On Walmart’s Brand Refresh: Small Changes, Big Impact?
Last month (01/2025), the major American retailer Walmart announced their brand refresh that looked a little too familiar to customers. This new brand identity features a more vibrant blue, a richer yellow, and a new typeface. Reactions to the rebrand remain largely divided. Is the rebrand a cleverly calculated move that maintains so much of the existing branding or timid in charting new waters?

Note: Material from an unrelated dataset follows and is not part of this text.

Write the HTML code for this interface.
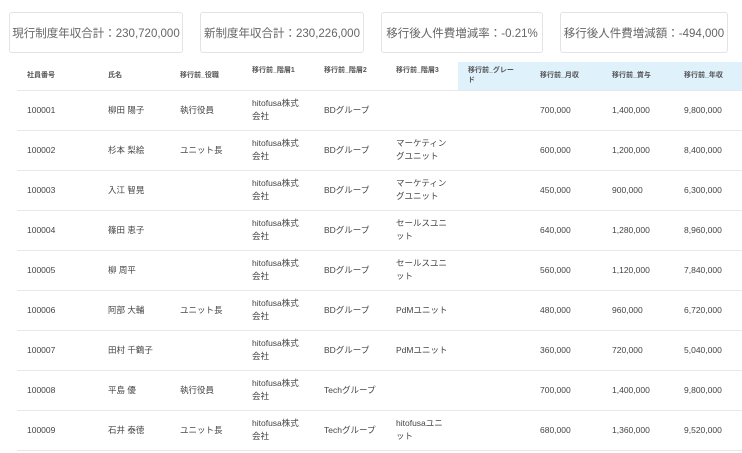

On their corporate website, Walmart states, “Walmart is excited to announce a comprehensive brand refresh that reflects its evolution as a people-led, tech-powered omnichannel retailer. From its humble beginnings in Bentonville, Arkansas, in 1951, Walmart has grown into a global leader dedicated to helping people save money and live better.” The retailer has teamed up with creative agency Jones Knowles Ritchie (JKR) in the design of this new brand refresh.

On the surface, the changes brought on by the rebrand seemed fairly minimal to many, especially if one solely focuses on the logo; changes in the color tones (using what they dub as True Blue) and a rounder shape on their signature “spark” logomark. For the logotype, the JKR team took cues from the trucker hat worn by Walmart founder, Sam Walton, by using the same typeface: Antique Olive. The changes have clearly been oriented towards optimizing the brand identity for digital platforms, in line with their goal of reflecting Walmart as a digital first, “tech-powered omnichannel retailer.” Of course, the rebrand doesn’t stop at the logo; there’s the brand voice, layouts, brand operating system, iconography and more. It’s difficult to judge an entire brand refresh by the logo alone. But, these aspects seem largely overshadowed by the response to the new logo.
The Walmart rebrand faced the same struggle all brand refreshes must tackle; how much of the old do we keep and how much of the new do we implement? To the larger internet population, it seems Walmart was not able to keep the balance and veered too much to the prior, resulting in a mostly negative response from the general public. Forbes contributing writer, Callum Booth, writes, “Of course, one explanation is that the public simply don’t like the redesign, but there’s something deeper going on with the reaction to the new Walmart logo. In broad strokes, this can be split into two rough parts: a fear of change, and a belief in expertness.” He believes that the reason consumers see the change as unnecessary could be due to, either, the populace’s attachment to things as they are, preferring the existing identity, or, as Booth puts it, “variations of disbelief about the company actually paying people to create the new logo. This is a prime example of the online world being overly confident in its own correctness.” Due to the seemingly minor changes in the rebrand, many online, especially those inexperienced with brand design, find it frustrating that a rumored budget of $1.25 million dollars resulted in what they view as something they could have done themselves, referring to the Dunning-Kruger effect.

While the changes implemented do lend itself to a more contemporary impression, by maintaining so much of the original identity, the rebrand leaves audiences wanting more. No rebrand is done carelessly. Even Walmart’s somewhat conservative approach to their rebrand is not without purpose. However, Mark Wilson puts the general frustration around this rebrand best in his article for Fast Company, “Walmart’s bluer new brand is its biggest update in nearly two decades” stating, “...I also can’t help but wonder if Walmart is underestimating the taste or creativity of its own audience, that the imagery is uninspired and drab and misses the opportunity to instill a shopping trip with a bit more of something than a slice of visual Wonder Bread.”